### YOUR TASK
Identify the lines containing the word "screenshot". Copy each one.

### DATA SUPPLIED

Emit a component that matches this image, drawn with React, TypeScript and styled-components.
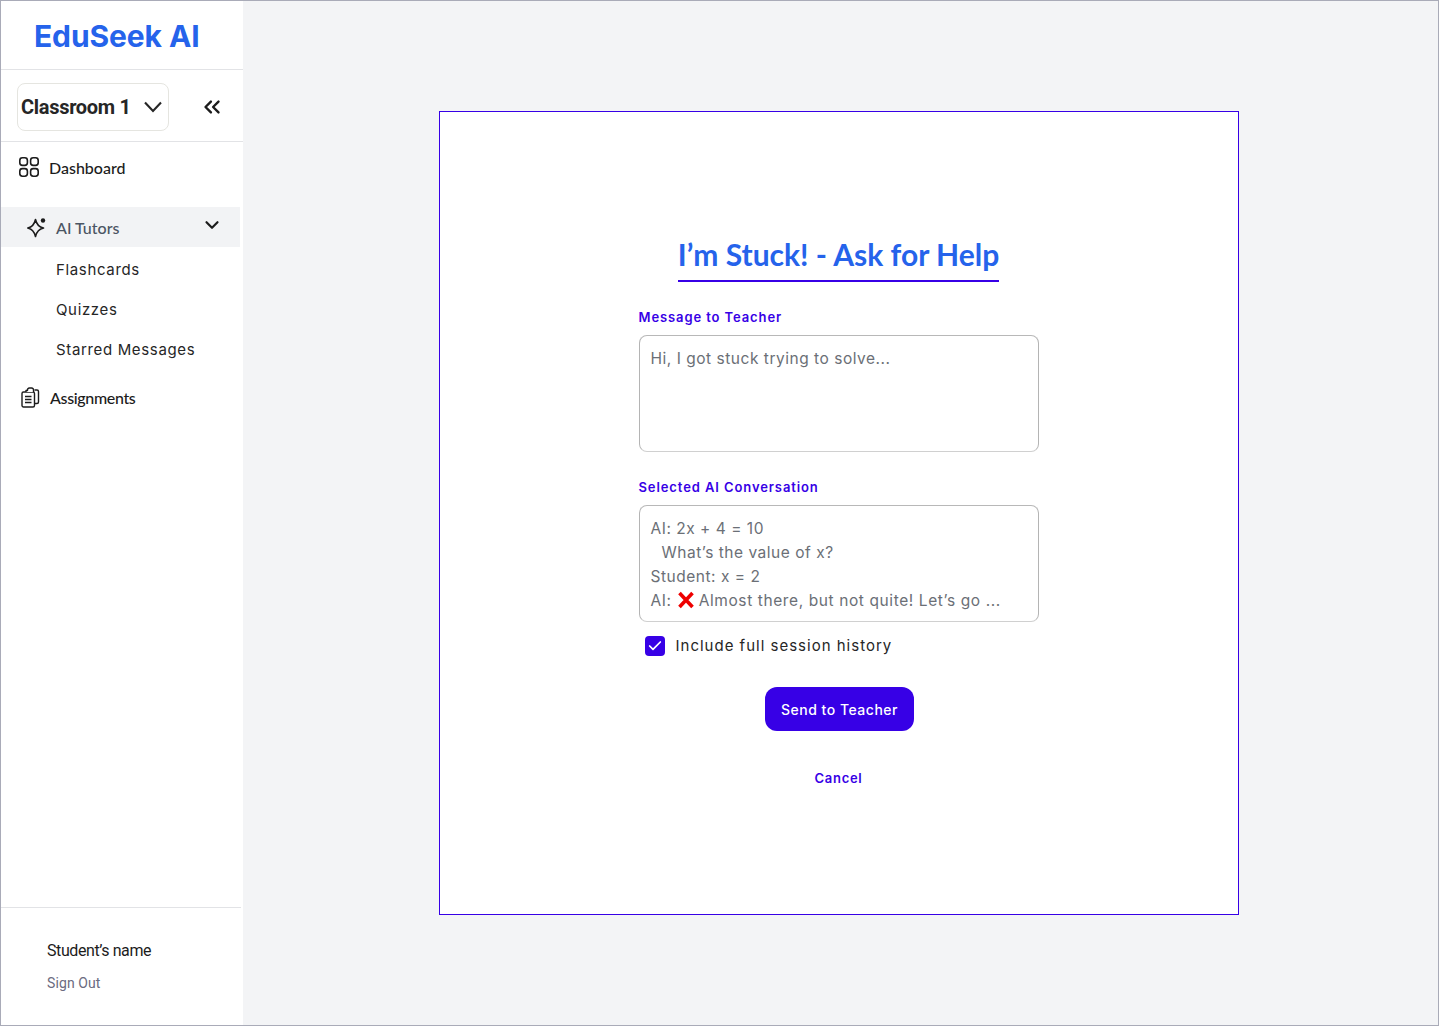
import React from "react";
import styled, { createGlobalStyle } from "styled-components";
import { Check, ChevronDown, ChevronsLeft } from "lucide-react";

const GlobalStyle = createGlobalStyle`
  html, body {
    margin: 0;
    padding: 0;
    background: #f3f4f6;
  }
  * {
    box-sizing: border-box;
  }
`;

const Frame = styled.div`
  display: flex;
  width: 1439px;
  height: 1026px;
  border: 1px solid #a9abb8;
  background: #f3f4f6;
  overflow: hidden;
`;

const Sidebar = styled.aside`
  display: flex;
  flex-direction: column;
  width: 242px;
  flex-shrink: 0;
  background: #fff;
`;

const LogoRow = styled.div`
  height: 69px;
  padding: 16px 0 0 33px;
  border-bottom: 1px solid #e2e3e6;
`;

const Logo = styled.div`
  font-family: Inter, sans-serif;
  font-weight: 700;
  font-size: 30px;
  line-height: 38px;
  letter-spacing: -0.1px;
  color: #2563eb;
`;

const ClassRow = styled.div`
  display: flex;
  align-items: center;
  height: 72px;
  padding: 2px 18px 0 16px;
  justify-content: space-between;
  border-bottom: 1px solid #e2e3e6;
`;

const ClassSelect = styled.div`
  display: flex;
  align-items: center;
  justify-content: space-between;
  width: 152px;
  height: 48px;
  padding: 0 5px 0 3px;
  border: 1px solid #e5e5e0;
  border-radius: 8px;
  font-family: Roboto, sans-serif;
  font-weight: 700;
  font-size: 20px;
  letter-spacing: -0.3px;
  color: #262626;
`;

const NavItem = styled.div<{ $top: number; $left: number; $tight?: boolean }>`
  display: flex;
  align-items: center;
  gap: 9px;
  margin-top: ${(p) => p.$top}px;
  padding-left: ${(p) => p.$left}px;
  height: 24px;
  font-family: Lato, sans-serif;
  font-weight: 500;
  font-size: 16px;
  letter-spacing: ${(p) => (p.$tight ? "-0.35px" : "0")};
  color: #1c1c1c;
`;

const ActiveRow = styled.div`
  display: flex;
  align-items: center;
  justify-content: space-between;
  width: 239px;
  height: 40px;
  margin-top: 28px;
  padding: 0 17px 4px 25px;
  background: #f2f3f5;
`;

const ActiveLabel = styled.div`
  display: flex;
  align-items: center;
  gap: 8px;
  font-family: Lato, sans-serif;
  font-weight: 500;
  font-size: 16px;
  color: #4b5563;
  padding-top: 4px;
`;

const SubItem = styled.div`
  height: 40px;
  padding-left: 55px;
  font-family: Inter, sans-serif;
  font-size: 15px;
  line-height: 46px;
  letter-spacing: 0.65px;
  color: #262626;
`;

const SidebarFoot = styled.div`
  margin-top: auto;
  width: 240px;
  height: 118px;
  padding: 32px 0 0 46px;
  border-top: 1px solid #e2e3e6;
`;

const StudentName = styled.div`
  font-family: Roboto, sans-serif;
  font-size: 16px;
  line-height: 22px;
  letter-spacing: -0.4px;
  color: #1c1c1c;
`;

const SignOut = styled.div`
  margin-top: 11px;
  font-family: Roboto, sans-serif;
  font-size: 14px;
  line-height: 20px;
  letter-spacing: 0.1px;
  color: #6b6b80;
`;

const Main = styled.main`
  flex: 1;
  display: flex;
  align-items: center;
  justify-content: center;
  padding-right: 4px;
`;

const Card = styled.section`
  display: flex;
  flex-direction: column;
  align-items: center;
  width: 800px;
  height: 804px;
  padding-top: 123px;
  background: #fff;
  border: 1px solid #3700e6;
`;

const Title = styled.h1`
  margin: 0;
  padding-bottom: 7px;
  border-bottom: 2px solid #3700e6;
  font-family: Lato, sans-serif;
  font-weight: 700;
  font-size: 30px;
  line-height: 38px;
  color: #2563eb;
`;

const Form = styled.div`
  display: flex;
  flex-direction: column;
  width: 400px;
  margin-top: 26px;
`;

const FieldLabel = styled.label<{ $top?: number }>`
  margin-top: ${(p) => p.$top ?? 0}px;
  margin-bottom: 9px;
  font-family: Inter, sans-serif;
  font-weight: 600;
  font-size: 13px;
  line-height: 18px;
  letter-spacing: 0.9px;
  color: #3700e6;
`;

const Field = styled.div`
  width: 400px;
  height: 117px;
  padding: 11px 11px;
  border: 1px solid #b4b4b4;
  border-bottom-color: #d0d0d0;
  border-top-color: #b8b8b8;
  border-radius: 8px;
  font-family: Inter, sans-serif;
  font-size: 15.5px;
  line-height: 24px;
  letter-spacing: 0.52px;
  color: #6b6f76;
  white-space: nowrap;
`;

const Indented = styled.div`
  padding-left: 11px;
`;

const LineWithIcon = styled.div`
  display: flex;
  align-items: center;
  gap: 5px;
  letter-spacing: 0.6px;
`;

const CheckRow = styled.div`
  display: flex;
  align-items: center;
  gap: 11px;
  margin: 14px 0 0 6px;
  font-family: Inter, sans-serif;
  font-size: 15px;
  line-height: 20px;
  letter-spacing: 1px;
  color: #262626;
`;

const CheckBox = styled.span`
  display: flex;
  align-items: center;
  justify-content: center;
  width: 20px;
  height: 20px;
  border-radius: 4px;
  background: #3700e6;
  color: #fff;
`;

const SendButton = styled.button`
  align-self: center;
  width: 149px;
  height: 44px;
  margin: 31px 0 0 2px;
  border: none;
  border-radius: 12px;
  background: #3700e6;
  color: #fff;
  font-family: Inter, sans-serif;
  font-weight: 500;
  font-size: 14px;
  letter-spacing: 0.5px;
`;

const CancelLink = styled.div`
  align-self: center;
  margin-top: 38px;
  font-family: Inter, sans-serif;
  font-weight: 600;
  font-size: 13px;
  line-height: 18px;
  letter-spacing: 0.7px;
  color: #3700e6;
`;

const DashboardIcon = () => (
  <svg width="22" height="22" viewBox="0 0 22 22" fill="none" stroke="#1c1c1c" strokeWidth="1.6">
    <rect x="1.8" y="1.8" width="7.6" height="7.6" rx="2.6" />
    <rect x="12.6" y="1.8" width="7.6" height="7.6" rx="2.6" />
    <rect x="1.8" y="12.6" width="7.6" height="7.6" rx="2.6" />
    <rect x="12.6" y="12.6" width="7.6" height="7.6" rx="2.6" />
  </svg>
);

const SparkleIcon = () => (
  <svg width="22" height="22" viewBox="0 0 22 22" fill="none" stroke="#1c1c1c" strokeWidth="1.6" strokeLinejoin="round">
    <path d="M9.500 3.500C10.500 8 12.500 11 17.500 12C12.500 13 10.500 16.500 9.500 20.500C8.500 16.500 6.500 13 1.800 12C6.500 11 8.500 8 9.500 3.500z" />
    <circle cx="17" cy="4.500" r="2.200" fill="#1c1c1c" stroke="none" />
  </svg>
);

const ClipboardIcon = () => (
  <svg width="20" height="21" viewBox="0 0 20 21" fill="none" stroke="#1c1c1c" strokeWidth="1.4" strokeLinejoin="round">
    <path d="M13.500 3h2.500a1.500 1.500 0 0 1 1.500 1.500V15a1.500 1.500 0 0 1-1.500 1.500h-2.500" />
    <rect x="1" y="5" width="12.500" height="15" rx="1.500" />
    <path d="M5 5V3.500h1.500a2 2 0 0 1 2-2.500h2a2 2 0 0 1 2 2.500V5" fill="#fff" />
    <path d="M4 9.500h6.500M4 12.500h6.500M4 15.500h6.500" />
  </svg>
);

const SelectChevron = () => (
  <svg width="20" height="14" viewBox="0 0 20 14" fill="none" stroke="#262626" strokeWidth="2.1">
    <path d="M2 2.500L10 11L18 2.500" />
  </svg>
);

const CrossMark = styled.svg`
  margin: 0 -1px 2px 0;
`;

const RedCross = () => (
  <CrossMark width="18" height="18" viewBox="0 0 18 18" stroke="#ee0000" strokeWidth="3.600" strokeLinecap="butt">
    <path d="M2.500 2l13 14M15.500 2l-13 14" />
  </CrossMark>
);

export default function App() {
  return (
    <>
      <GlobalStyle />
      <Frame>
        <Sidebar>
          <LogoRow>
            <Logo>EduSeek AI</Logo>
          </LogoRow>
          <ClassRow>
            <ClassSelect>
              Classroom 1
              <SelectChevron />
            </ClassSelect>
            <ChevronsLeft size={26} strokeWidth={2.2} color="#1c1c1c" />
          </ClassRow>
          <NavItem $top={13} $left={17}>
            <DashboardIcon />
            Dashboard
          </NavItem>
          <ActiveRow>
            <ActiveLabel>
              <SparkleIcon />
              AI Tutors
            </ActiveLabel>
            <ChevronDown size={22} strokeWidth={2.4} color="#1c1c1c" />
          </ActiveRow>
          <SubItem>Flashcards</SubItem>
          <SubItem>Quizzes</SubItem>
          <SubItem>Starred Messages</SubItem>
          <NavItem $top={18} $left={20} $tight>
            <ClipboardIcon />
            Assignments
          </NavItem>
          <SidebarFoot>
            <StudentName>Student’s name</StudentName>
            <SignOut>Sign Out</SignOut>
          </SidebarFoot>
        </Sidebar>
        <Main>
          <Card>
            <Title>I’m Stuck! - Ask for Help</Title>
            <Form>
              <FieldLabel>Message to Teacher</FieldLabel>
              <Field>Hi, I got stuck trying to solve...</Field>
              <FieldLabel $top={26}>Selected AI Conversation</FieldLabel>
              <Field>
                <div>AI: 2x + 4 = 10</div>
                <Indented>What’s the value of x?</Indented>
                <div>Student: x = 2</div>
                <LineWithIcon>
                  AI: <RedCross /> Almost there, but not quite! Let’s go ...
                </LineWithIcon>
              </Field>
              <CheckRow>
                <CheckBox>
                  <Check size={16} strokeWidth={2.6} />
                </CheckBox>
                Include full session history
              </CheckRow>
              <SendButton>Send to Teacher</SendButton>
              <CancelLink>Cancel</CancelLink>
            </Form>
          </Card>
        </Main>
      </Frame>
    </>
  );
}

...

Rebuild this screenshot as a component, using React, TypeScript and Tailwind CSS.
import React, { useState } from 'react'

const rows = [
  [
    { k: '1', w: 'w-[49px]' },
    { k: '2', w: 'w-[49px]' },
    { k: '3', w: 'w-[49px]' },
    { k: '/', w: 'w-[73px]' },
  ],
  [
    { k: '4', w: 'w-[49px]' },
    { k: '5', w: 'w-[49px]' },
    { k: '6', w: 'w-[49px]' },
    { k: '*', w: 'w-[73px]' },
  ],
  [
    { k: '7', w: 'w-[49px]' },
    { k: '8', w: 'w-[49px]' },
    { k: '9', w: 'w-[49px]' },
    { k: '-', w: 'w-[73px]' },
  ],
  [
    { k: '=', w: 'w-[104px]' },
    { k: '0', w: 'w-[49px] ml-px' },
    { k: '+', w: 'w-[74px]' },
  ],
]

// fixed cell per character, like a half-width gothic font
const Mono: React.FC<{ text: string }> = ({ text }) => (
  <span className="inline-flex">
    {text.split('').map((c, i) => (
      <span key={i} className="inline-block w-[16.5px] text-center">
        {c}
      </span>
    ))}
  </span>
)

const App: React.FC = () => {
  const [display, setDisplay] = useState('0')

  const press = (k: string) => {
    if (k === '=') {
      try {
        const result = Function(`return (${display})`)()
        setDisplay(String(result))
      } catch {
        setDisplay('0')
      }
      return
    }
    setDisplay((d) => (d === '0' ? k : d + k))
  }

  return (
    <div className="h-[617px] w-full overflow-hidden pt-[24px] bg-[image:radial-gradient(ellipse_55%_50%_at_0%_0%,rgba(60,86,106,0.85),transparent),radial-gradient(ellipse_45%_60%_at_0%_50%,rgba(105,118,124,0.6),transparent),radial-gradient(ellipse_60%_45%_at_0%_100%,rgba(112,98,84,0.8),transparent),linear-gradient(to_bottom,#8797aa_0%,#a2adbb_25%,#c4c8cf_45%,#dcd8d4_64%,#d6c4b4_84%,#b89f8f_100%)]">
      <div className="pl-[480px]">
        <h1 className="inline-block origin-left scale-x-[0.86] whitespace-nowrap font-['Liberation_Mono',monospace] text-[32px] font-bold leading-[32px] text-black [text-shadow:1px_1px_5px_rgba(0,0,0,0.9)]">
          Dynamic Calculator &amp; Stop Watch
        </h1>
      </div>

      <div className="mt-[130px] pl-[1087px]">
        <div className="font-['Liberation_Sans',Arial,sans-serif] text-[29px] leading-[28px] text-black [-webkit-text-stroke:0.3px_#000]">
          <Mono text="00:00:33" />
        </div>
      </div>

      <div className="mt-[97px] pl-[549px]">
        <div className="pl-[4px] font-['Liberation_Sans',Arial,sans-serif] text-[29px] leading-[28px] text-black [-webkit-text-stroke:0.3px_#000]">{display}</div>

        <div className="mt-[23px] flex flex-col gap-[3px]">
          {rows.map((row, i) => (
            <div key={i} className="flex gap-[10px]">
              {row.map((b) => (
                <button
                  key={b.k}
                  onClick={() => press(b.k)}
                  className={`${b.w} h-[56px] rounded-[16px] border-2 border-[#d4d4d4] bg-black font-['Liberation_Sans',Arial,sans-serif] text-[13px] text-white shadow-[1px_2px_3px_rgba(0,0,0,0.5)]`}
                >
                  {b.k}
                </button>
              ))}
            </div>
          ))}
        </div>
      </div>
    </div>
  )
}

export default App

---

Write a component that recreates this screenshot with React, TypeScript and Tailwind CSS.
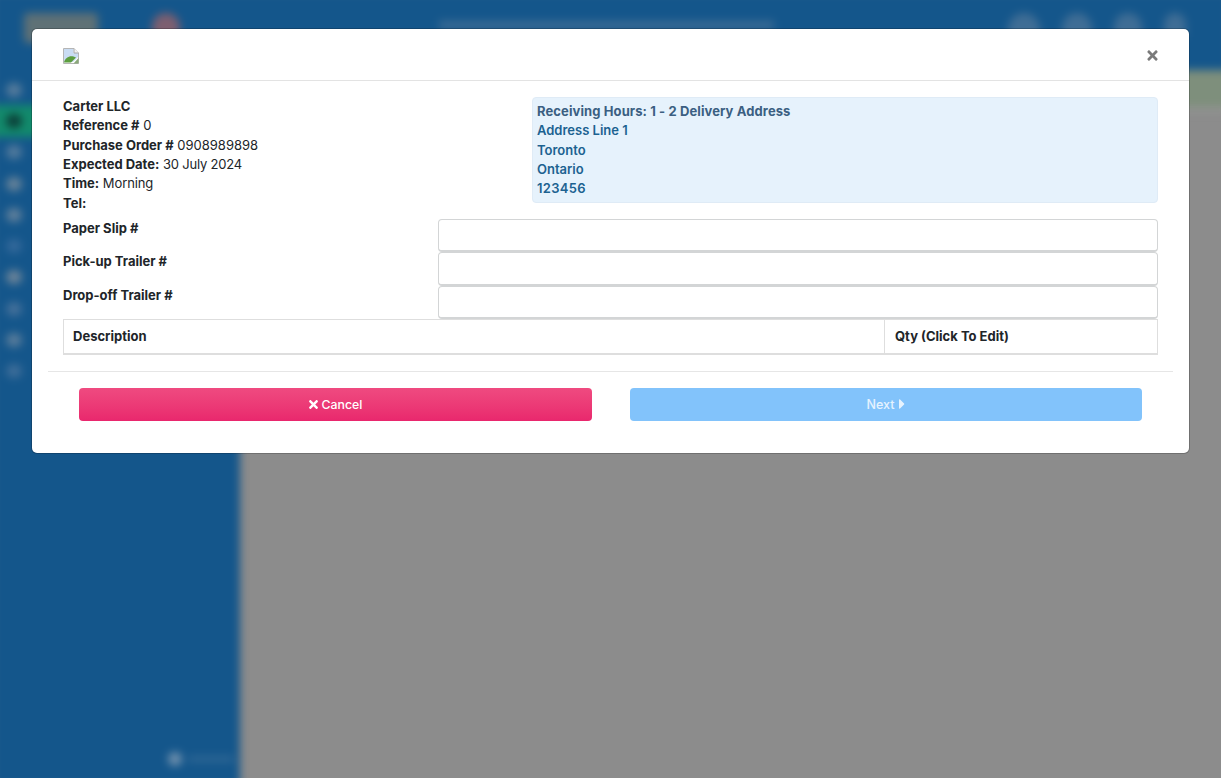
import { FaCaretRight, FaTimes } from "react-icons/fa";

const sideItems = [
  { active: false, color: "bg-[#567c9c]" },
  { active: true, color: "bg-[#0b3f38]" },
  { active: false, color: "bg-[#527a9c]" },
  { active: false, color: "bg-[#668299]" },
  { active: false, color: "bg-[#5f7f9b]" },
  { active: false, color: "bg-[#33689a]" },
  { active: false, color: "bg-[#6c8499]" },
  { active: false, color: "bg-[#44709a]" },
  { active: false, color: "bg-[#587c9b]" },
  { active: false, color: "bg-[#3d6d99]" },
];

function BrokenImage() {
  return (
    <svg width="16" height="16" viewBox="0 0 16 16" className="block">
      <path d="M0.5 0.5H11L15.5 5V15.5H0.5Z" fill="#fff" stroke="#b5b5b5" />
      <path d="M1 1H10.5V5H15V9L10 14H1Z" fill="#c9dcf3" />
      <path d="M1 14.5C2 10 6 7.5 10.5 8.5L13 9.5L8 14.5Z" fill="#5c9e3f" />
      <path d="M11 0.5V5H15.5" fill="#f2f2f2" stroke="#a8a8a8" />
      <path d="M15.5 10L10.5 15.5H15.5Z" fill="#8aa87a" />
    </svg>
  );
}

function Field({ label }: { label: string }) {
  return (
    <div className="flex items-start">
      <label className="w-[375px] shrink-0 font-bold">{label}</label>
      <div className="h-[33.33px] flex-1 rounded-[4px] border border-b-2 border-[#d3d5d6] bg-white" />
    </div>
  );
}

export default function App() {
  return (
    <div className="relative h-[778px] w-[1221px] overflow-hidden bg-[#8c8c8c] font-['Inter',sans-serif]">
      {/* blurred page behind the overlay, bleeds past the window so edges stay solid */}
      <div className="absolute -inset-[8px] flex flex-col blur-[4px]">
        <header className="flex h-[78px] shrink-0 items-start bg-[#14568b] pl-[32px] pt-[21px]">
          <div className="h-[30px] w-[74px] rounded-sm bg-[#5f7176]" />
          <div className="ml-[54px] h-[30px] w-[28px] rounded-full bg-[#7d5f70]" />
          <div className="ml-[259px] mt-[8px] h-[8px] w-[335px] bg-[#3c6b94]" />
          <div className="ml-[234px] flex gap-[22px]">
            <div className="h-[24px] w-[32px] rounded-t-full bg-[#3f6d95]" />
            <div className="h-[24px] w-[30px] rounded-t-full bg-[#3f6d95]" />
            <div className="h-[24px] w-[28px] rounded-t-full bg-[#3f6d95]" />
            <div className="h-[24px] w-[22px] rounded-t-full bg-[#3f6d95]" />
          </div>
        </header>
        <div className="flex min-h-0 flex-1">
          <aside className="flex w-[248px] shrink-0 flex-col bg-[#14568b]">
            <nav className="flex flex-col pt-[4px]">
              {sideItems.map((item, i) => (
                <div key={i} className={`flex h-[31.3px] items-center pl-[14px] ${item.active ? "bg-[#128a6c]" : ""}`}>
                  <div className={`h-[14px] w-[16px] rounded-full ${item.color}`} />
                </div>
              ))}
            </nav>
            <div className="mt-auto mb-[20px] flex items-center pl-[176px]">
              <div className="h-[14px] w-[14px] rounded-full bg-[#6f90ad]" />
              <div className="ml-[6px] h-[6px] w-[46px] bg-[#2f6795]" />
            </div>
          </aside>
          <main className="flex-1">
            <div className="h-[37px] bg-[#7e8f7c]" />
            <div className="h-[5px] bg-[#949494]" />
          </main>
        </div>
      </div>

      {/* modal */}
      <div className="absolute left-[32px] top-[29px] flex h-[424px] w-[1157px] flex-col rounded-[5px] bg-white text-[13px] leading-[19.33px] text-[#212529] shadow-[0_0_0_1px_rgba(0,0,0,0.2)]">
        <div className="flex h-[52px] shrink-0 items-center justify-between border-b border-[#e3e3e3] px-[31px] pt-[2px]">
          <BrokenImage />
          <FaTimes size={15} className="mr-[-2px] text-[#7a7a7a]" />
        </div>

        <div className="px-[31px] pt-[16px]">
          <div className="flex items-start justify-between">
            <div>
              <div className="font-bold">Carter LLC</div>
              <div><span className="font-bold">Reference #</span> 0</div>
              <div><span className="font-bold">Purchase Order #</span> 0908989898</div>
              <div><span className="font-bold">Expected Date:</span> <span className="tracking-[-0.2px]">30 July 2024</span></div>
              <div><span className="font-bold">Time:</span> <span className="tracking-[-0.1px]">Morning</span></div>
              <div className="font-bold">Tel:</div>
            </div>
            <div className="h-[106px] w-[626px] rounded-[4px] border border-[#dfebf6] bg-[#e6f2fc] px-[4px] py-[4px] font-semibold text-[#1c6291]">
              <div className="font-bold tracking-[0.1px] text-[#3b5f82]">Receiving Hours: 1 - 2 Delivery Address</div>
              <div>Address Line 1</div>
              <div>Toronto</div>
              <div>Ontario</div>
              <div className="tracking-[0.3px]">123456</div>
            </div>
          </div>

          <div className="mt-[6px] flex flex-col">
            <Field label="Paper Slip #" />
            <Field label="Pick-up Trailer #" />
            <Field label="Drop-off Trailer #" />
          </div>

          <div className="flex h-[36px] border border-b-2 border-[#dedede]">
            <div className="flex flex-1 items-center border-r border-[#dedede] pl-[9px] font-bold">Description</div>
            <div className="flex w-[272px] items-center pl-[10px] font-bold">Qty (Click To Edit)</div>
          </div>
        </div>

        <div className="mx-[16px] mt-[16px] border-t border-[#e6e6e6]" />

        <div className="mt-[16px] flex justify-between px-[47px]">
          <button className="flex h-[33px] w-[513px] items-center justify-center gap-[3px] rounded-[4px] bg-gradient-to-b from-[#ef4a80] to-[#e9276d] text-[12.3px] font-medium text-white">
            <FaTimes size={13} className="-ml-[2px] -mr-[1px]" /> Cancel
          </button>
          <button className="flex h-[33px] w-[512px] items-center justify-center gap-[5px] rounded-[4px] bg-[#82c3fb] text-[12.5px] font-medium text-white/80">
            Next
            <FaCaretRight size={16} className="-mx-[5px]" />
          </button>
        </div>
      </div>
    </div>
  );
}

### RESULT OF THE EXERCISE
Rebuild this screenshot as a component, using React, TypeScript and Tailwind CSS.
Write a component that recreates this screenshot with React, TypeScript and Tailwind CSS.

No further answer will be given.